Film Review | Ocean’s 8 is an Easy to Enjoy, Empty Spectacle
I’m an Ocean’s virgin. That’s probably one of the stranger sentences I’ve written but what I mean is that I’ve never seen any of the original Ocean’s trilogy. I’m not a fan of heist movies because it’s rare that they allow for good characters and a decent story. The heist itself is always fun to watch but if that’s the only thing you’re paying for then you need to re-evaluate how you watch movies. Ocean’s 8 never really gives us the characters or the story but the spectacle is enough.
Debbie Ocean (Sandra Bullock) is just out of prison and planning to rob the most expensive necklace in the world. She’s going to do it with her best gal pal Blue (Cate Blanchett) and a diverse crew of female criminals. All under the nose of the person wearing the necklace, actress Daphne Kluger (Anne Hathaway). So far, so Ocean’s.
Despite the diverse array of talent from The US Office alumnus Mindy Kaling to pop superstar Rihanna to goth legend Helena Bonham Carter; Ocean’s 8 pigeonholes it’s characters. All of them fit into the roles they’re given and rarely does any real personality shine through. There’s the leader, the hacker, the fence, the pickpocket, the con-woman and so on and so forth. The only real performance is by Anne Hathaway.
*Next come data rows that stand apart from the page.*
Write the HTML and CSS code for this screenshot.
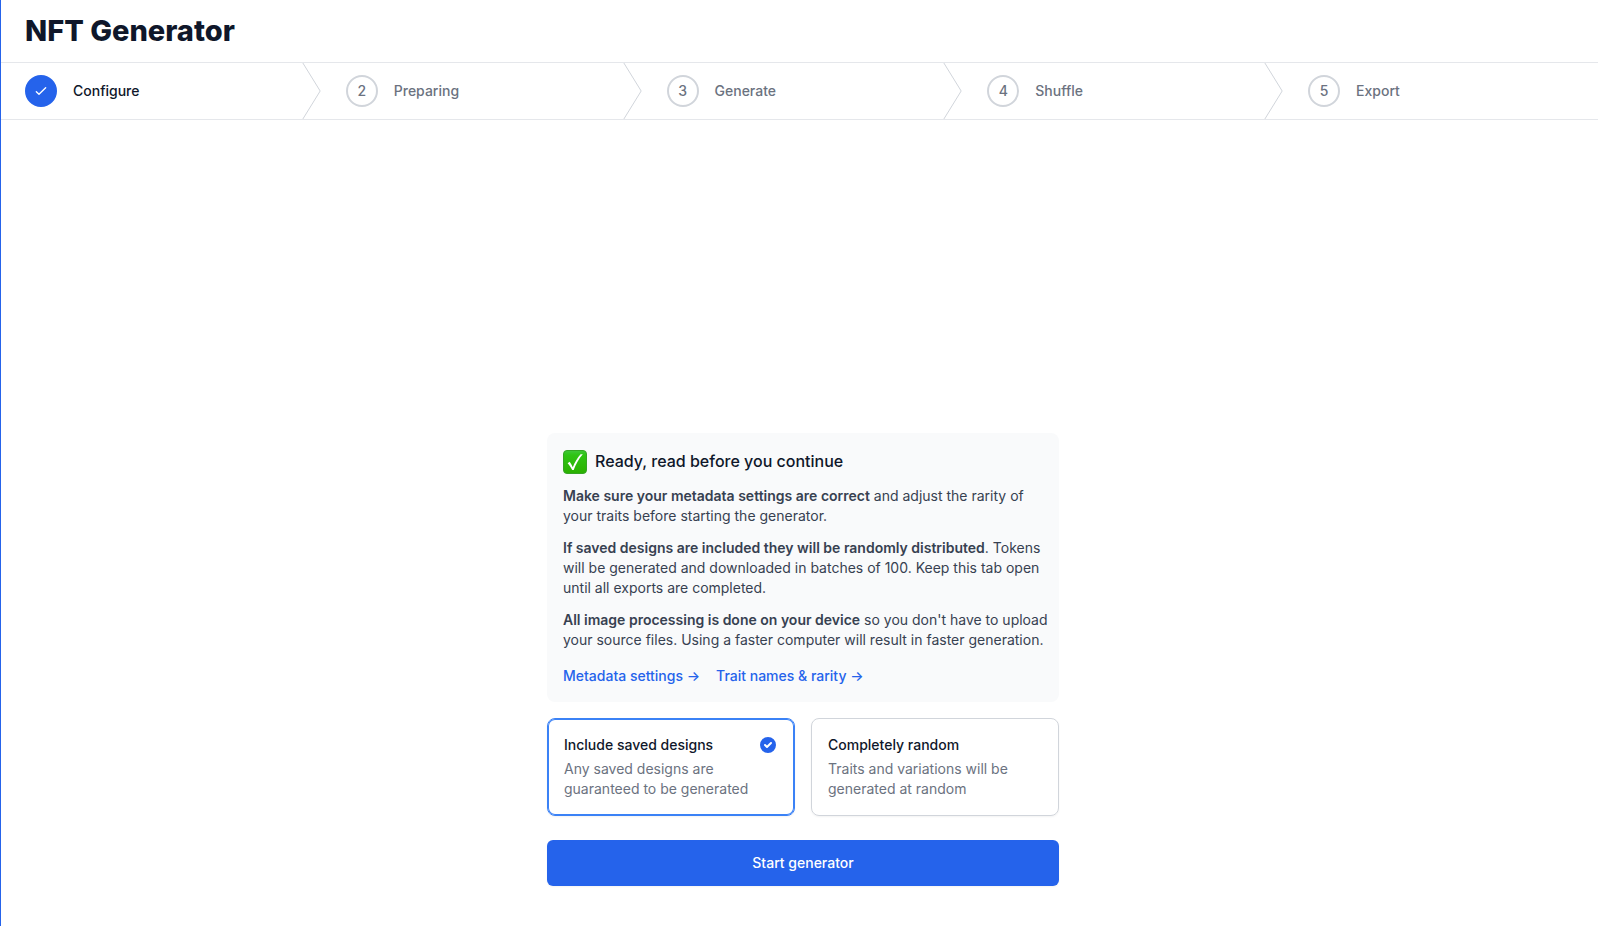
FILE: index.html
```html
<!DOCTYPE html>
<html lang="en">
<head>
    <meta charset="UTF-8">
    <meta name="viewport" content="width=device-width, initial-scale=1">
    <title>NFT Generator</title>
    <link rel="stylesheet" href="styles.css">
</head>
<body>
    <header class="header">
        <h1>NFT Generator</h1>
    </header>

    <nav aria-label="Progress">
        <ol class="steps">
            <li class="step done">
                <a href="#configure">
                    <span class="step-circle">
                        <svg width="16" height="16" viewBox="0 0 24 24" fill="none" stroke="currentColor" stroke-width="2" stroke-linecap="round" stroke-linejoin="round"><path d="M5 13l4 4L19 7"/></svg>
                    </span>
                    <span>Configure</span>
                </a>
                <svg class="chevron" viewBox="0 0 22 80" fill="none" preserveAspectRatio="none"><path d="M0 -2L20 40L0 82" stroke="currentColor" vector-effect="non-scaling-stroke" stroke-linejoin="round"/></svg>
            </li>
            <li class="step">
                <a href="#preparing"><span class="step-circle">2</span><span>Preparing</span></a>
                <svg class="chevron" viewBox="0 0 22 80" fill="none" preserveAspectRatio="none"><path d="M0 -2L20 40L0 82" stroke="currentColor" vector-effect="non-scaling-stroke" stroke-linejoin="round"/></svg>
            </li>
            <li class="step">
                <a href="#generate"><span class="step-circle">3</span><span>Generate</span></a>
                <svg class="chevron" viewBox="0 0 22 80" fill="none" preserveAspectRatio="none"><path d="M0 -2L20 40L0 82" stroke="currentColor" vector-effect="non-scaling-stroke" stroke-linejoin="round"/></svg>
            </li>
            <li class="step">
                <a href="#shuffle"><span class="step-circle">4</span><span>Shuffle</span></a>
                <svg class="chevron" viewBox="0 0 22 80" fill="none" preserveAspectRatio="none"><path d="M0 -2L20 40L0 82" stroke="currentColor" vector-effect="non-scaling-stroke" stroke-linejoin="round"/></svg>
            </li>
            <li class="step">
                <a href="#export"><span class="step-circle">5</span><span>Export</span></a>
            </li>
        </ol>
    </nav>

    <main class="main">
        <form class="generator">
            <section class="notice">
                <h2>
                    <svg width="24" height="24" viewBox="0 0 24 24" aria-hidden="true">
                        <defs>
                            <linearGradient id="check-green" x1="0" y1="0" x2="0" y2="1">
                                <stop offset="0" stop-color="#3fc83a"/>
                                <stop offset="0.2" stop-color="#2fc414"/>
                                <stop offset="1" stop-color="#2bb000"/>
                            </linearGradient>
                        </defs>
                        <rect x="0.5" y="0.5" width="23" height="23" rx="3.5" fill="url(#check-green)" stroke="#35a524"/>
                        <path d="M4.6 13.2 L6.7 11.8 C8 13.6 9 15.4 9.8 17.2 C11.8 12.2 14.4 7.8 17.6 4.2 L19.8 4.2 C15.8 8.8 12.8 14.2 10.7 20 L9.2 20 C8 17.4 6.4 15.2 4.6 13.2 Z" fill="#fff"/>
                    </svg>
                    Ready, read before you continue
                </h2>
                <p><strong>Make sure your metadata settings are correct</strong> and adjust the rarity of your traits before starting the generator.</p>
                <p><strong>If saved designs are included they will be randomly distributed</strong>. Tokens will be generated and downloaded in batches of 100. Keep this tab open until all exports are completed.</p>
                <p><strong>All image processing is done on your device</strong> so you don't have to upload your source files. Using a faster computer will result in faster generation.</p>
                <div class="notice-links">
                    <a href="#metadata">Metadata settings →</a>
                    <a href="#traits">Trait names &amp; rarity →</a>
                </div>
            </section>

            <div class="options" role="radiogroup" aria-label="Generation mode">
                <label class="option">
                    <input type="radio" name="mode" value="saved" checked>
                    <span class="option-title">
                        Include saved designs
                        <svg class="option-check" width="20" height="20" viewBox="0 0 20 20" fill="currentColor"><path fill-rule="evenodd" d="M10 18a8 8 0 100-16 8 8 0 000 16zm3.707-9.293a1 1 0 00-1.414-1.414L9 10.586 7.707 9.293a1 1 0 00-1.414 1.414l2 2a1 1 0 001.414 0l4-4z" clip-rule="evenodd"/></svg>
                    </span>
                    <span class="option-text">Any saved designs are guaranteed to be generated</span>
                </label>
                <label class="option">
                    <input type="radio" name="mode" value="random">
                    <span class="option-title">
                        Completely random
                        <svg class="option-check" width="20" height="20" viewBox="0 0 20 20" fill="currentColor"><path fill-rule="evenodd" d="M10 18a8 8 0 100-16 8 8 0 000 16zm3.707-9.293a1 1 0 00-1.414-1.414L9 10.586 7.707 9.293a1 1 0 00-1.414 1.414l2 2a1 1 0 001.414 0l4-4z" clip-rule="evenodd"/></svg>
                    </span>
                    <span class="option-text">Traits and variations will be generated at random</span>
                </label>
            </div>

            <button type="button" class="start-btn">Start generator</button>
        </form>
    </main>
</body>
</html>
```
FILE: styles.css
```css
* {
    box-sizing: border-box;
    margin: 0;
    padding: 0;
}
body {
    display: flex;
    flex-direction: column;
    min-height: 100vh;
    border-left: 1px solid #2563eb;
    background: #fff;
    color: #0f172a;
    font-family: Inter, sans-serif;
    font-size: 14px;
    line-height: 20px;
}
a {
    text-decoration: none;
}

/* Header */
.header {
    padding: 13px 24px;
}
.header h1 {
    font-size: 29px;
    line-height: 36px;
    font-weight: 800;
}

/* Steps */
.steps {
    display: grid;
    grid-template-columns: repeat(4, 47fr) 46fr;
    border-top: 1px solid #e5e7eb;
    border-bottom: 1px solid #e5e7eb;
    list-style: none;
}
.step {
    display: flex;
    justify-content: space-between;
    height: 56px;
}
.step a {
    display: flex;
    align-items: center;
    gap: 16px;
    padding-left: 24px;
    color: #6b7280;
    font-weight: 500;
}
.step-circle {
    display: flex;
    align-items: center;
    justify-content: center;
    width: 32px;
    height: 32px;
    border: 2px solid #d1d5db;
    border-radius: 50%;
}
.step.done a {
    color: #0f172a;
}
.step.done .step-circle {
    background: #2563eb;
    border-color: #2563eb;
    color: #fff;
}
.chevron {
    width: 20px;
    height: 100%;
    color: #d1d5db;
}

/* Content */
.main {
    flex: 1;
    display: flex;
    align-items: flex-end;
    justify-content: center;
    padding: 40px 0 40px 7px;
}
.generator {
    width: 100%;
    max-width: 512px;
}
.notice {
    padding: 16px 8px 16px 16px;
    border-radius: 8px;
    background: #f9fafb;
    color: #374151;
}
.notice h2 {
    display: flex;
    align-items: center;
    gap: 8px;
    color: #0f172a;
    font-size: 16px;
    line-height: 25px;
    font-weight: 500;
}
.notice p {
    margin-top: 12px;
}
.notice strong {
    font-weight: 600;
}
.notice-links {
    display: flex;
    gap: 16px;
    margin-top: 16px;
}
.notice-links a {
    color: #2563eb;
    font-weight: 500;
}

/* Options */
.options {
    display: grid;
    grid-template-columns: 1fr 1fr;
    gap: 16px;
    margin-top: 16px;
}
.option {
    position: relative;
    padding: 16px;
    border: 1px solid #d1d5db;
    border-radius: 8px;
    box-shadow: 0 1px 2px rgba(0, 0, 0, 0.05);
    cursor: pointer;
}
.option input {
    position: absolute;
    opacity: 0;
}
.option:has(input:checked) {
    border-color: #3b82f6;
    box-shadow: inset 0 0 0 1px #3b82f6, 0 1px 2px rgba(0, 0, 0, 0.05);
}
.option-title {
    display: flex;
    justify-content: space-between;
    font-weight: 500;
}
.option-text {
    display: block;
    margin-top: 4px;
    color: #6b7280;
}
.option-check {
    visibility: hidden;
    color: #2563eb;
}
.option input:checked + .option-title .option-check {
    visibility: visible;
}

.start-btn {
    display: block;
    width: 100%;
    margin-top: 24px;
    padding: 12px;
    border: 1px solid transparent;
    border-radius: 6px;
    background: #2563eb;
    box-shadow: 0 1px 2px rgba(0, 0, 0, 0.05);
    color: #fff;
    font: inherit;
    font-weight: 500;
    cursor: pointer;
}
.start-btn:hover {
    background: #1d4ed8;
}
```
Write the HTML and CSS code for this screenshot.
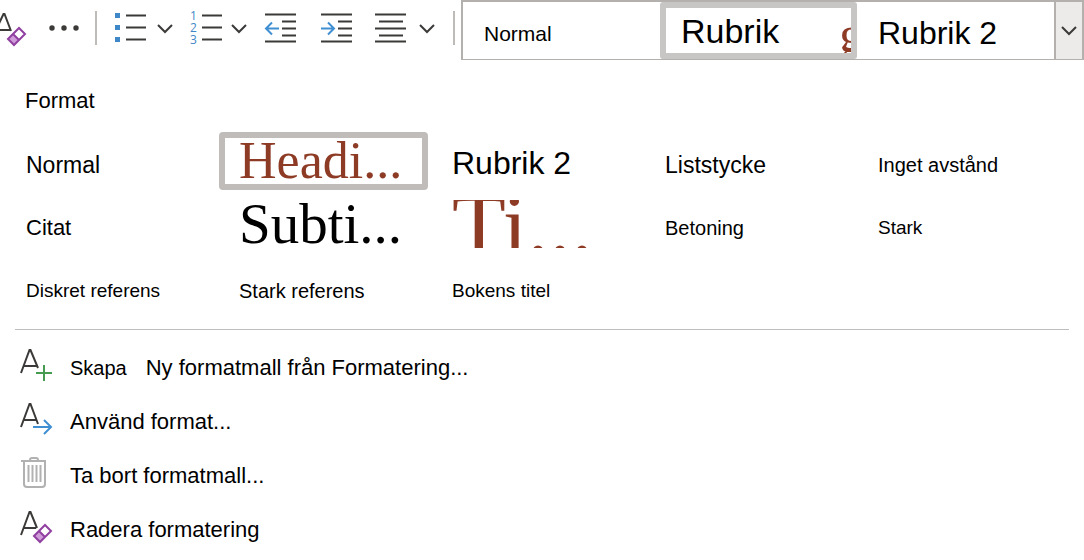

Hathaway is a revelation in Ocean’s 8. Every line of dialogue is either a breathy moan or simpering sigh. It’s as if her character spends every waking moment in a kind of post-orgasmic bliss only coming out of it to snap at assistants or the thieves in disguise. It’s a performance that’d inspire a drag queen character. I don’t know what the crossover between the Ocean’s films and drag is but it needs to be bigger. Her character is also the only one with convincing layers which is again a virtue of her performance not the script.
Writer/director Gary Ross has an eye for the gaudy. The scenes at the Met Gala are ostentatious enough to make a Communist vomit. Celebrity cameos from Heidi Klum to Anna Wintour to Common add a layer of authenticity to proceedings. Slow motion shots of the Kardashian sisters soak in every contour line, every diamond studded seam and every constant pout. It’s a film about admiring and craving the exclusive lifestyles on display and then stealing them. Speaking of lavish lifestyles, Cate Blanchett looks like she’s already living one thanks to Sarah Edwards stunning costume design.
It’s a film that’s as much about the fashion as it is its female stars. This is a film about women and for women but men can easily enjoy it too. Anyone can, even if the characters do feel like they could’ve fit into any other heist movie. It might just be the first film of the post-Weinstein era; a safer era that is just as entertaining and enthralling as it was before.